- [WHAT THE EXERCISE ASKS]:
Quote all lines below exactly. Images stay out.

..........

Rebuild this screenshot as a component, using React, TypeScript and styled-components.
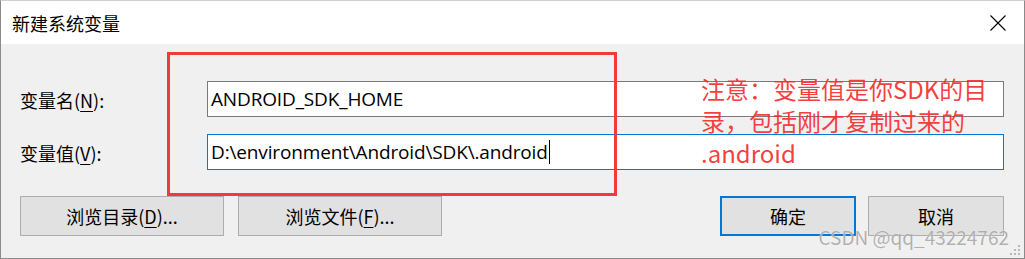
import React from "react";
import styled, { createGlobalStyle } from "styled-components";

const GlobalStyle = createGlobalStyle`
  html, body {
    margin: 0;
    padding: 0;
    background: #f0f0f0;
  }
  * {
    box-sizing: border-box;
  }
`;

const uiFont = `"Open Sans", "Noto Sans CJK SC", sans-serif`;

const Window = styled.div`
  position: relative;
  width: 1025px;
  height: 259px;
  border: 1px solid #8a8a8a;
  border-top-color: #d0d0d0;
  background: #f0f0f0;
  font-family: ${uiFont};
  color: #000;
  overflow: hidden;
`;

const TitleBar = styled.div`
  height: 43px;
  background: #fff;
  display: flex;
  align-items: center;
  justify-content: space-between;
  padding: 0 10px 0 11px;
`;

const TitleText = styled.div`
  font-size: 18px;
  font-family: "Noto Sans CJK SC", sans-serif;
`;

const CloseBox = styled.div`
  width: 30px;
  height: 30px;
  display: flex;
  align-items: center;
  justify-content: center;
  margin-right: 1px;
`;

const Body = styled.div`
  padding: 37px 20px 0 19px;
  display: flex;
  flex-direction: column;
`;

const Form = styled.div`
  display: grid;
  grid-template-columns: 187px 797px;
  row-gap: 17px;
  align-items: center;
`;

const Label = styled.div`
  font-size: 18px;
  font-family: "Noto Sans CJK SC", sans-serif;
  padding-top: 1px;
  u {
    text-decoration-thickness: 1px;
    text-underline-offset: 3px;
  }
`;

const Field = styled.div<{ $focused?: boolean }>`
  height: 36px;
  background: #fff;
  border: 1px solid ${({ $focused }) => ($focused ? "#0078d7" : "#7a7a7a")};
  display: flex;
  align-items: center;
  padding: 0 0 0 3px;
  font-size: 19px;
  letter-spacing: -0.15px;
  font-family: ${uiFont};
  white-space: nowrap;
`;

const Caret = styled.span`
  display: inline-block;
  width: 1px;
  height: 24px;
  background: #000;
  margin-left: 1px;
`;

const ButtonRow = styled.div`
  display: flex;
  align-items: center;
  margin-top: 26px;
  gap: 14px;
`;

const Spacer = styled.div`
  flex: 1;
`;

const Button = styled.div<{ $w: number; $primary?: boolean }>`
  width: ${({ $w }) => $w}px;
  height: 40px;
  background: #e1e1e1;
  border: ${({ $primary }) => ($primary ? "2px solid #0078d7" : "1px solid #adadad")};
  display: flex;
  align-items: center;
  justify-content: center;
  font-size: 18px;
  font-family: "Noto Sans CJK SC", sans-serif;
  u {
    text-decoration-thickness: 1px;
    text-underline-offset: 3px;
  }
`;

const RightButtons = styled.div`
  display: flex;
  gap: 12px;
`;

const Highlight = styled.div`
  position: absolute;
  left: 166px;
  top: 51px;
  width: 450px;
  height: 144px;
  border: 3px solid #f23a3a;
  pointer-events: none;
`;

const Note = styled.div`
  position: absolute;
  left: 700px;
  top: 72px;
  font-size: 24px;
  line-height: 32px;
  color: rgba(245, 45, 45, 0.92);
  font-family: "Noto Sans CJK SC", sans-serif;
  white-space: nowrap;
`;

const Watermark = styled.div`
  position: absolute;
  right: 15px;
  bottom: 8px;
  font-size: 19px;
  font-family: "Noto Sans CJK SC", sans-serif;
  color: rgba(150, 150, 150, 0.75);
  text-shadow: 0 0 1px rgba(255, 255, 255, 0.9);
  white-space: nowrap;
`;

const Grip = styled.svg`
  position: absolute;
  right: 3px;
  bottom: 2px;
`;

const CloseIcon = () => (
  <svg width="16" height="16" viewBox="0 0 16 16">
    <path d="M0.5 0.5 L15.5 15.5 M15.5 0.5 L0.5 15.5" stroke="#000" strokeWidth="1.1" fill="none" />
  </svg>
);

const noteLines = ["注意：变量值是你SDK的目", "录，包括刚才复制过来的", ".android"];

export default function App() {
  return (
    <>
      <GlobalStyle />
      <Window>
        <TitleBar>
          <TitleText>新建系统变量</TitleText>
          <CloseBox>
            <CloseIcon />
          </CloseBox>
        </TitleBar>
        <Body>
          <Form>
            <Label>
              变量名(<u>N</u>):
            </Label>
            <Field>ANDROID_SDK_HOME</Field>
            <Label>
              变量值(<u>V</u>):
            </Label>
            <Field $focused>
              D:\environment\Android\SDK\.android
              <Caret />
            </Field>
          </Form>
          <ButtonRow>
            <Button $w={204}>
              浏览目录(<u>D</u>)...
            </Button>
            <Button $w={204}>
              浏览文件(<u>F</u>)...
            </Button>
            <Spacer />
            <RightButtons>
              <Button $w={136} $primary>
                确定
              </Button>
              <Button $w={136}>取消</Button>
            </RightButtons>
          </ButtonRow>
        </Body>
        <Highlight />
        <Note>
          {noteLines.map((line) => (
            <div key={line}>{line}</div>
          ))}
        </Note>
        <Watermark>CSDN @qq_43224762</Watermark>
        <Grip width="12" height="12" viewBox="0 0 12 12">
          {[
            [9, 1],
            [9, 5],
            [5, 5],
            [9, 9],
            [5, 9],
            [1, 9],
          ].map(([x, y]) => (
            <rect key={`${x}-${y}`} x={x} y={y} width="2" height="2" fill="#b8b8b8" />
          ))}
        </Grip>
      </Window>
    </>
  );
}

..........

- [WRITTEN RESPONSE]:
Rebuild this screenshot as a component, using React, TypeScript and styled-components.
import React from "react";
import styled, { createGlobalStyle } from "styled-components";

const GlobalStyle = createGlobalStyle`
  html, body {
    margin: 0;
    padding: 0;
    background: #f0f0f0;
  }
  * {
    box-sizing: border-box;
  }
`;

const uiFont = `"Open Sans", "Noto Sans CJK SC", sans-serif`;

const Window = styled.div`
  position: relative;
  width: 1025px;
  height: 259px;
  border: 1px solid #8a8a8a;
  border-top-color: #d0d0d0;
  background: #f0f0f0;
  font-family: ${uiFont};
  color: #000;
  overflow: hidden;
`;

const TitleBar = styled.div`
  height: 43px;
  background: #fff;
  display: flex;
  align-items: center;
  justify-content: space-between;
  padding: 0 10px 0 11px;
`;

const TitleText = styled.div`
  font-size: 18px;
  font-family: "Noto Sans CJK SC", sans-serif;
`;

const CloseBox = styled.div`
  width: 30px;
  height: 30px;
  display: flex;
  align-items: center;
  justify-content: center;
  margin-right: 1px;
`;

const Body = styled.div`
  padding: 37px 20px 0 19px;
  display: flex;
  flex-direction: column;
`;

const Form = styled.div`
  display: grid;
  grid-template-columns: 187px 797px;
  row-gap: 17px;
  align-items: center;
`;

const Label = styled.div`
  font-size: 18px;
  font-family: "Noto Sans CJK SC", sans-serif;
  padding-top: 1px;
  u {
    text-decoration-thickness: 1px;
    text-underline-offset: 3px;
  }
`;

const Field = styled.div<{ $focused?: boolean }>`
  height: 36px;
  background: #fff;
  border: 1px solid ${({ $focused }) => ($focused ? "#0078d7" : "#7a7a7a")};
  display: flex;
  align-items: center;
  padding: 0 0 0 3px;
  font-size: 19px;
  letter-spacing: -0.15px;
  font-family: ${uiFont};
  white-space: nowrap;
`;

const Caret = styled.span`
  display: inline-block;
  width: 1px;
  height: 24px;
  background: #000;
  margin-left: 1px;
`;

const ButtonRow = styled.div`
  display: flex;
  align-items: center;
  margin-top: 26px;
  gap: 14px;
`;

const Spacer = styled.div`
  flex: 1;
`;

const Button = styled.div<{ $w: number; $primary?: boolean }>`
  width: ${({ $w }) => $w}px;
  height: 40px;
  background: #e1e1e1;
  border: ${({ $primary }) => ($primary ? "2px solid #0078d7" : "1px solid #adadad")};
  display: flex;
  align-items: center;
  justify-content: center;
  font-size: 18px;
  font-family: "Noto Sans CJK SC", sans-serif;
  u {
    text-decoration-thickness: 1px;
    text-underline-offset: 3px;
  }
`;

const RightButtons = styled.div`
  display: flex;
  gap: 12px;
`;

const Highlight = styled.div`
  position: absolute;
  left: 166px;
  top: 51px;
  width: 450px;
  height: 144px;
  border: 3px solid #f23a3a;
  pointer-events: none;
`;

const Note = styled.div`
  position: absolute;
  left: 700px;
  top: 72px;
  font-size: 24px;
  line-height: 32px;
  color: rgba(245, 45, 45, 0.92);
  font-family: "Noto Sans CJK SC", sans-serif;
  white-space: nowrap;
`;

const Watermark = styled.div`
  position: absolute;
  right: 15px;
  bottom: 8px;
  font-size: 19px;
  font-family: "Noto Sans CJK SC", sans-serif;
  color: rgba(150, 150, 150, 0.75);
  text-shadow: 0 0 1px rgba(255, 255, 255, 0.9);
  white-space: nowrap;
`;

const Grip = styled.svg`
  position: absolute;
  right: 3px;
  bottom: 2px;
`;

const CloseIcon = () => (
  <svg width="16" height="16" viewBox="0 0 16 16">
    <path d="M0.5 0.5 L15.5 15.5 M15.5 0.5 L0.5 15.5" stroke="#000" strokeWidth="1.1" fill="none" />
  </svg>
);

const noteLines = ["注意：变量值是你SDK的目", "录，包括刚才复制过来的", ".android"];

export default function App() {
  return (
    <>
      <GlobalStyle />
      <Window>
        <TitleBar>
          <TitleText>新建系统变量</TitleText>
          <CloseBox>
            <CloseIcon />
          </CloseBox>
        </TitleBar>
        <Body>
          <Form>
            <Label>
              变量名(<u>N</u>):
            </Label>
            <Field>ANDROID_SDK_HOME</Field>
            <Label>
              变量值(<u>V</u>):
            </Label>
            <Field $focused>
              D:\environment\Android\SDK\.android
              <Caret />
            </Field>
          </Form>
          <ButtonRow>
            <Button $w={204}>
              浏览目录(<u>D</u>)...
            </Button>
            <Button $w={204}>
              浏览文件(<u>F</u>)...
            </Button>
            <Spacer />
            <RightButtons>
              <Button $w={136} $primary>
                确定
              </Button>
              <Button $w={136}>取消</Button>
            </RightButtons>
          </ButtonRow>
        </Body>
        <Highlight />
        <Note>
          {noteLines.map((line) => (
            <div key={line}>{line}</div>
          ))}
        </Note>
        <Watermark>CSDN @qq_43224762</Watermark>
        <Grip width="12" height="12" viewBox="0 0 12 12">
          {[
            [9, 1],
            [9, 5],
            [5, 5],
            [9, 9],
            [5, 9],
            [1, 9],
          ].map(([x, y]) => (
            <rect key={`${x}-${y}`} x={x} y={y} width="2" height="2" fill="#b8b8b8" />
          ))}
        </Grip>
      </Window>
    </>
  );
}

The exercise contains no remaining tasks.